Europe Tries to Project Unity on Ukraine Security Ahead of Ankara NATO Summit

European leaders met in Berlin on 24 June 2026 to coordinate on Ukraine security guarantees before next month's NATO summit in Ankara, against a backdrop of transatlantic friction.

File photo of a European leaders' meeting, distributed via the TSN Ukraine Telegram channel. Telegram · TSN_ua

European leaders gathered in Berlin on Wednesday, 24 June 2026, for a pre-summit coordination meeting aimed at producing a common position on security guarantees for Ukraine before next month's NATO summit in Ankara. The meeting, confirmed by the Ukrainian public broadcaster TSN and by France 24's English-language desk, is the latest signal that the continent's capitals are trying to lock in a shared line on Kyiv's long-term defence before heads of state and government sit down with their Turkish hosts and their American ally.

The substantive question is no longer whether Ukraine will be defended; it is who pledges what, in what form, and on what timeline. A pre-summit communiqué from Berlin that can be carried into Ankara intact is now the operational target. Whether Europe's leaders can deliver one is the open question.

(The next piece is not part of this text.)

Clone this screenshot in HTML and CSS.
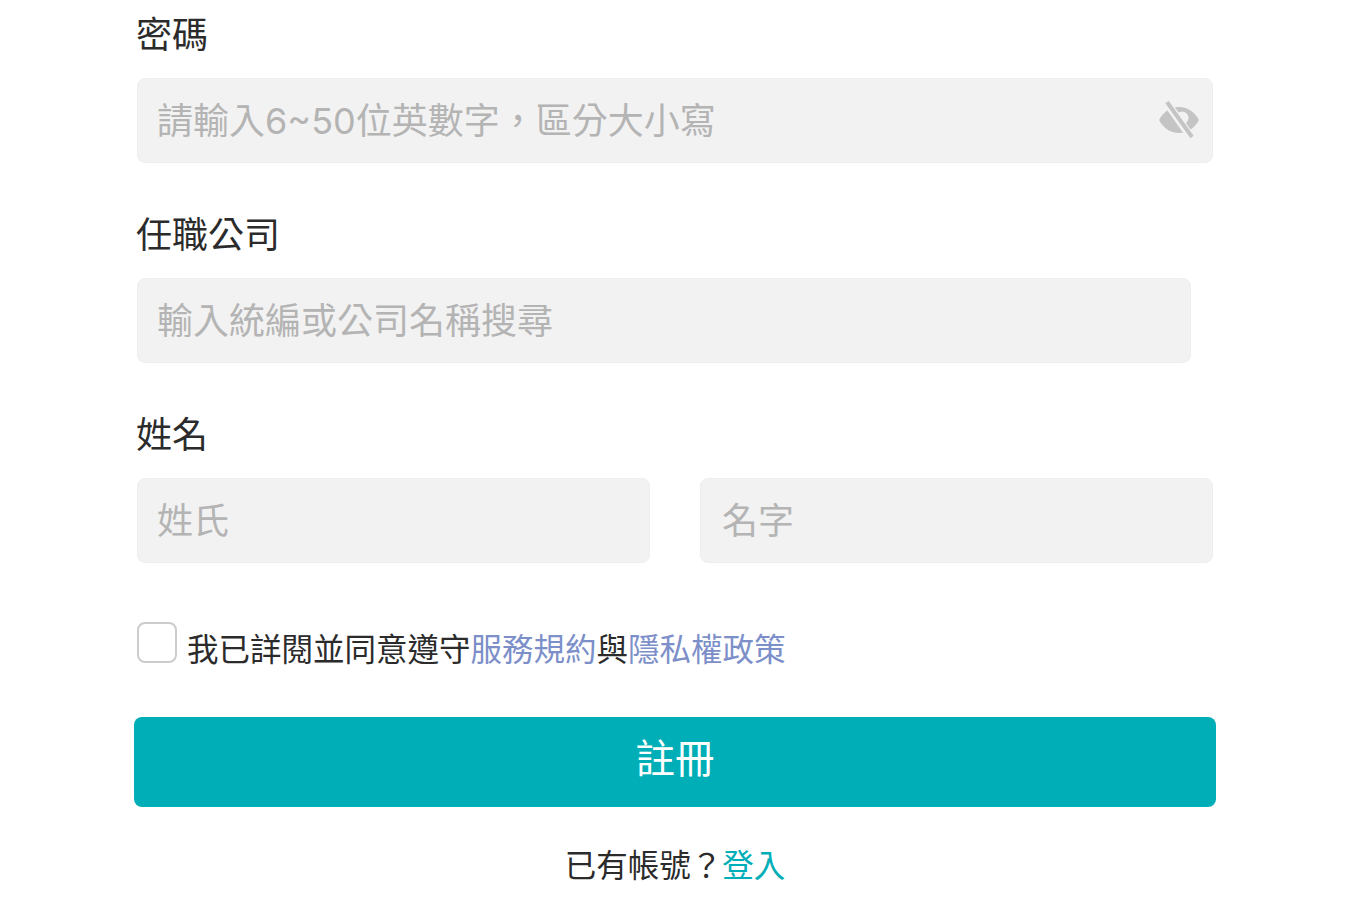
FILE: index.html
```html
<!DOCTYPE html>
<html lang="zh-Hant">
<head>
    <meta charset="UTF-8">
    <meta name="viewport" content="width=device-width, initial-scale=1.0">
    <title>註冊</title>
    <link rel="stylesheet" href="styles.css">
</head>
<body>
    <form class="signup-form">
        <div class="field">
            <label class="field-label" for="password">密碼</label>
            <div class="password-wrap">
                <input class="text-input" type="password" id="password" placeholder="請輸入6~50位英數字，區分大小寫">
                <svg class="eye-icon" viewBox="0 0 42 38" width="42" height="38" aria-hidden="true">
                    <path class="eye-shape" d="M1 19C6 10 13 6 21 6s15 4 20 13c-5 9-12 13-20 13S6 28 1 19z"/>
                    <circle class="eye-pupil" cx="24" cy="17" r="6.5"/>
                    <path class="eye-slash-gap" d="M9 2l24 34"/>
                    <path class="eye-slash" d="M9 1l25 35"/>
                </svg>
            </div>
        </div>

        <div class="field">
            <label class="field-label" for="company">任職公司</label>
            <input class="text-input company-input" type="text" id="company" placeholder="輸入統編或公司名稱搜尋">
        </div>

        <div class="field">
            <label class="field-label" for="lastName">姓名</label>
            <div class="name-row">
                <input class="text-input" type="text" id="lastName" placeholder="姓氏">
                <input class="text-input first-name" type="text" id="firstName" placeholder="名字">
            </div>
        </div>

        <label class="agree-row">
            <input class="agree-box" type="checkbox">
            <span class="agree-text">我已詳閱並同意遵守<a href="#">服務規約</a>與<a href="#">隱私權政策</a></span>
        </label>

        <button class="submit-btn" type="button">註冊</button>

        <p class="login-hint">已有帳號？<a href="#">登入</a></p>
    </form>
</body>
</html>
```

FILE: styles.css
```css
* {
    box-sizing: border-box;
}

body {
    margin: 0;
    background-color: #fff;
    font-family: Inter, "Noto Sans CJK TC", sans-serif;
    color: #2b2b2b;
}

.signup-form {
    width: 1076px;
    margin: 0 auto;
    padding-top: 14px;
}

.field {
    margin-bottom: 51px;
}

.field-label {
    display: block;
    height: 40px;
    line-height: 42px;
    margin-bottom: 24px;
    margin-left: -1px;
    font-size: 36px;
}

.text-input {
    display: block;
    width: 100%;
    height: 85px;
    padding: 0 19px;
    background: #f2f2f2;
    border: 1px solid #eee;
    border-radius: 8px;
    font-family: inherit;
    font-size: 36px;
}

.text-input::placeholder {
    color: #b4b4b4;
    opacity: 1;
}

.password-wrap {
    position: relative;
}

.eye-icon {
    position: absolute;
    top: 23px;
    right: 13px;
}

.eye-shape {
    fill: #c4c4c4;
}

.eye-pupil {
    fill: #f2f2f2;
}

.eye-slash-gap {
    stroke: #f2f2f2;
    stroke-width: 8;
    fill: none;
}

.eye-slash {
    stroke: #c4c4c4;
    stroke-width: 4;
    fill: none;
}

.company-input {
    width: 1054px;
}

.name-row {
    display: grid;
    grid-template-columns: 1fr 1fr;
    gap: 50px;
}

.name-row .first-name {
    padding-left: 21px;
}

.agree-row {
    display: flex;
    align-items: flex-start;
    margin-top: 59px;
    height: 41px;
}

.agree-box {
    appearance: none;
    width: 40px;
    height: 41px;
    margin: 0 10px 0 0;
    background: #fff;
    border: 2px solid #ccc;
    border-radius: 8px;
}

.agree-text {
    margin-top: 7px;
    font-size: 31.5px;
    line-height: 42px;
}

.agree-text a {
    color: #7d8fc9;
    text-decoration: none;
}

.submit-btn {
    display: block;
    width: 1082px;
    height: 90px;
    margin: 54px -3px 0;
    padding: 0 0 14px;
    background: #00aeb8;
    border: none;
    border-radius: 8px;
    color: #fff;
    font-family: inherit;
    font-size: 39.5px;
}

.login-hint {
    margin: 38px 0 0;
    text-align: center;
    font-size: 31.5px;
    line-height: 42px;
}

.login-hint a {
    color: #00aeb8;
    text-decoration: none;
}
```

A pre-summit scramble for a common line

According to France 24's reporting from 24 June 2026, the Berlin meeting was framed explicitly as preparation for the Ankara summit, with European leaders discussing "European defence and security guarantees for Ukraine, following tensions with the United States." The phrasing matters. "Following tensions with the United States" places the meeting inside a transatlantic frame rather than a purely intra-European one; the participants are not just coordinating with each other but positioning themselves for Washington.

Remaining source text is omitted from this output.